Industrial metal is interesting. It contains all the brutality and heaviness of more traditional metal but wraps it in something mechanical and otherworldly – perhaps creating an even more disturbing package. We can easily relate to the primal urges and forces often on display in heavy metal music, but when it becomes cold, calculated, and disciplined metal, sometimes the art form can take on an even more sinister tone. It’s no surprise, then, that industrial metal veterans Red Harvest have it down to a science.
Internal Punishment Programs can be summed up in one word: bleak. The feeling that humanity is slowly being replaced – body part by body part – by machines is palpable and the album unfolds like Shinya Tsukamoto’s Tetsuo: The Iron Man. A manic and violent coupling of the digital and the analog. Songs like the frenzied “Anatomy of the Unknown” are followed by the precise “Fall of Fate,” creating jarring transitions and unexpected twists.
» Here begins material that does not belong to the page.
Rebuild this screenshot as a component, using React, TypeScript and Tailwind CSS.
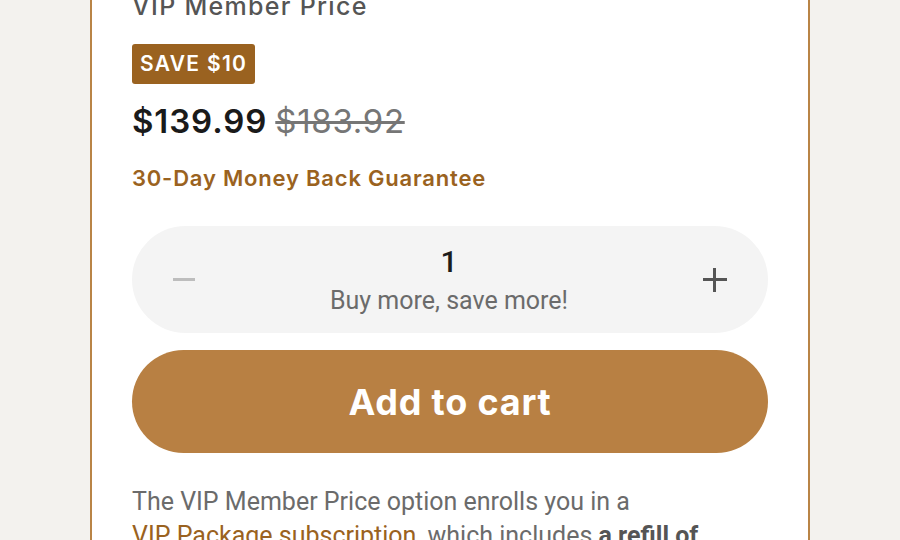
import React, { useState } from "react";

const inter = { fontFamily: "Inter, 'Noto Sans', sans-serif" };
const roboto = { fontFamily: "Roboto, 'Noto Sans', sans-serif" };

function QuantityPicker() {
  const [qty, setQty] = useState(1);
  return (
    <div className="flex h-[107px] items-center justify-between rounded-full bg-[#f4f4f4] px-[40px]">
      <button
        className="flex h-[24px] w-[24px] items-center justify-center"
        onClick={() => setQty((q) => Math.max(1, q - 1))}
        aria-label="Decrease quantity"
      >
        <span className="block h-[3px] w-[22px] bg-[#bdbdbd]" />
      </button>
      <div className="flex flex-col items-center">
        <span className="text-[30px] leading-[36px] font-medium text-[#1c1c1c]" style={roboto}>
          {qty}
        </span>
        <span className="mt-[6px] text-[25px] leading-[30px] text-[#6b6b6b]" style={roboto}>
          Buy more, save more!
        </span>
      </div>
      <button
        className="relative flex h-[26px] w-[26px] items-center justify-center"
        onClick={() => setQty((q) => q + 1)}
        aria-label="Increase quantity"
      >
        <span className="absolute h-[3px] w-[24px] bg-[#555555]" />
        <span className="absolute h-[24px] w-[3px] bg-[#555555]" />
      </button>
    </div>
  );
}

export default function App() {
  return (
    <div className="h-[540px] w-[900px] overflow-hidden bg-[#f3f2ee]">
      <div className="mx-auto flex h-full w-[720px] flex-col border-x-2 border-[#b98446] bg-white px-[40px]">
        <div className="-mt-[10px] flex flex-col">
          <h2
            className="text-[25px] leading-[32px] font-medium tracking-[1.3px] text-[#555555]"
            style={inter}
          >
            VIP Member Price
          </h2>
          <div className="mt-[22px] flex">
            <span
              className="flex h-[40px] items-center rounded-[3px] bg-[#9a6220] px-[8px] text-[21px] font-semibold tracking-[1.3px] text-white"
              style={inter}
            >
              SAVE $10
            </span>
          </div>
          <div className="mt-[15px] flex items-baseline gap-[8px]" style={inter}>
            <span className="text-[33px] leading-[44px] font-semibold tracking-[0.9px] text-[#1a1a1a]">
              $139.99
            </span>
            <span className="text-[33px] leading-[44px] tracking-[0.7px] text-[#767676] line-through decoration-[3px]">
              $183.92
            </span>
          </div>
          <p
            className="mt-[19px] text-[22px] leading-[32px] font-semibold tracking-[0.8px] text-[#9a6220]"
            style={inter}
          >
            30-Day Money Back Guarantee
          </p>
          <div className="mt-[32px]">
            <QuantityPicker />
          </div>
          <button
            className="mt-[17px] flex h-[103px] w-full items-center justify-center rounded-full bg-[#b88043] text-[36px] font-bold tracking-[0.8px] text-white"
            style={inter}
          >
            Add to cart
          </button>
          <p className="mt-[32px] text-[25px] leading-[34px] text-[#6b6b6b]" style={roboto}>
            The VIP Member Price option enrolls you in a
            <br />
            <a className="text-[#9a6220] underline underline-offset-[3px]" href="#">
              VIP Package subscription
            </a>
            , which includes <strong className="font-bold text-[#555555]">a refill of</strong>{" "}
            everything you love, delivered every month.
          </p>
        </div>
      </div>
    </div>
  );
}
But the changes in Internal… come off a bit too clinical. There is rage and anger without passion. The crests and valleys tend to blend together turning the album to static. As a whole, it becomes a monotonous grey, and perhaps that’s what Red Harvest are attempting to accomplish (if so, they have succeeded). Internal… becomes an album whose strength lies in its individual songs. “Teknocrate” would be awesome if thrown into a mix, displaying them at their machine-powered height. But 11 songs in a row turn them all into white noise.